### [Task goal]
Identify, in the records below, every line where the string "code" appears, and copy each such line.

### [Recorded data]
┌────────
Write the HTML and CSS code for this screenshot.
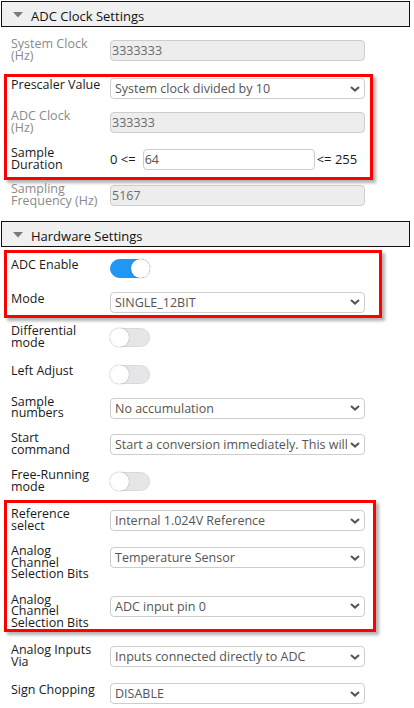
└────────
┌────────
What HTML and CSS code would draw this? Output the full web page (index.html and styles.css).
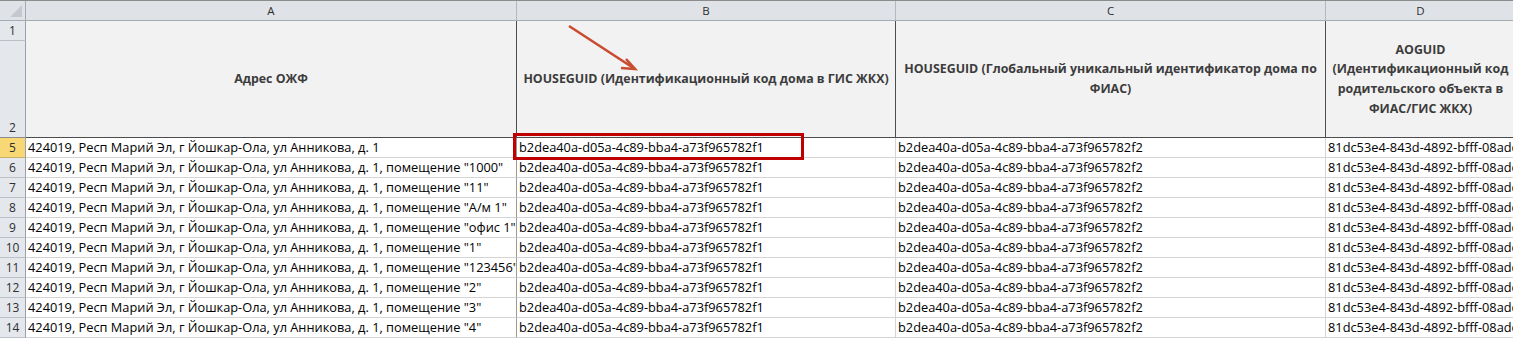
└────────
┌────────
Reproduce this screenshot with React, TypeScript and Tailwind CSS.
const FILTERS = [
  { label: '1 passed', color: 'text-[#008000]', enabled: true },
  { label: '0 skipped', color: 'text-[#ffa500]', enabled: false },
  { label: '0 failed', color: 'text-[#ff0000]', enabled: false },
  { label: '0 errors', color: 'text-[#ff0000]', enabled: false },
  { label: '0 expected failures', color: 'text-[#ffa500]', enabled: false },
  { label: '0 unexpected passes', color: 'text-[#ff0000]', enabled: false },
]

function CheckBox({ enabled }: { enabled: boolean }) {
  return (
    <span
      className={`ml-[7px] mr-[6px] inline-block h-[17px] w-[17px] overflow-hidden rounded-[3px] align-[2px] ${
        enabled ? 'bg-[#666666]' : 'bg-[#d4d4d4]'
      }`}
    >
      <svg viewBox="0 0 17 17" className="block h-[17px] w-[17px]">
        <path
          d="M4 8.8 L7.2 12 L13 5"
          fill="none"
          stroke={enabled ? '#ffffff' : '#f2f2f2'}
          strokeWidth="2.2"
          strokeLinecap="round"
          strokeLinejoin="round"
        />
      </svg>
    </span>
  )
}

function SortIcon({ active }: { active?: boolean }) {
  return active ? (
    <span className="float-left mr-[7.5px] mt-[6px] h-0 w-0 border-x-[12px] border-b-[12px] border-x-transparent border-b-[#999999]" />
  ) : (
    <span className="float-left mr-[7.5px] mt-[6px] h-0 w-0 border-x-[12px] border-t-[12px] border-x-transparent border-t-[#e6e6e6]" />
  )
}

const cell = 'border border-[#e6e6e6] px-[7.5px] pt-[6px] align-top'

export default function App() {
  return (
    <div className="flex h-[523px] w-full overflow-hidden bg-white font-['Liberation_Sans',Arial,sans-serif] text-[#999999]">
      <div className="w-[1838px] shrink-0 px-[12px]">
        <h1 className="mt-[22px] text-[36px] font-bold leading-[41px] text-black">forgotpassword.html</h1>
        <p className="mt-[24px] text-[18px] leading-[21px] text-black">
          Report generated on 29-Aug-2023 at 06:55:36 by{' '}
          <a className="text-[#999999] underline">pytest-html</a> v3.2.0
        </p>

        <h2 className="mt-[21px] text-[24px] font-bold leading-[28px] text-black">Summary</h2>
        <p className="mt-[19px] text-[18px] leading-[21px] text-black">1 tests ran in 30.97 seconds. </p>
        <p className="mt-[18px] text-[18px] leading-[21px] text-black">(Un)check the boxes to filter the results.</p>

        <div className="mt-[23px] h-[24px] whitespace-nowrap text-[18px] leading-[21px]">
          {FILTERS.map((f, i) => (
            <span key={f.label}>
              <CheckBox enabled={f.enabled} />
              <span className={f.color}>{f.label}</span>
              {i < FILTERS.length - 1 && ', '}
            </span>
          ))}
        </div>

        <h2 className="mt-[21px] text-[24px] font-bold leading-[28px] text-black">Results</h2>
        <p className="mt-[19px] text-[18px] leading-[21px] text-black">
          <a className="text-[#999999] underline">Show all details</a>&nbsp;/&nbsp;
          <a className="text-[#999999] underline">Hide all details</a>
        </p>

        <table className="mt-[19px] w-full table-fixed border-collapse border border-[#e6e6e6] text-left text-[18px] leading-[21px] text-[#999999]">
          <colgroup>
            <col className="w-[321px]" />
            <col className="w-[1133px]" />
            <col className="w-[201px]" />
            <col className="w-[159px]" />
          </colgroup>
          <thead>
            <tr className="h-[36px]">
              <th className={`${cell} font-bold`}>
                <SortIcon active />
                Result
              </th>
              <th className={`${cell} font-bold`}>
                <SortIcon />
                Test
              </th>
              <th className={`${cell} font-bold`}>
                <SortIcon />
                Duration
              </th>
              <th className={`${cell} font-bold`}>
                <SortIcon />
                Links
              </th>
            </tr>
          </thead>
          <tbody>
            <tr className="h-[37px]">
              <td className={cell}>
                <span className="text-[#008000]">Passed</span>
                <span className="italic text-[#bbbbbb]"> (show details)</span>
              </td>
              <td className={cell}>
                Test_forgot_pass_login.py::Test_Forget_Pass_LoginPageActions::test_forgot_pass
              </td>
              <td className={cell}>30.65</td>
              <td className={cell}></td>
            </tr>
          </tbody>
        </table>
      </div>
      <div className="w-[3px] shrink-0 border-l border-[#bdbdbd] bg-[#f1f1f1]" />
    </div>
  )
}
└────────
### [Response]
Write the HTML and CSS code for this screenshot.
What HTML and CSS code would draw this? Output the full web page (index.html and styles.css).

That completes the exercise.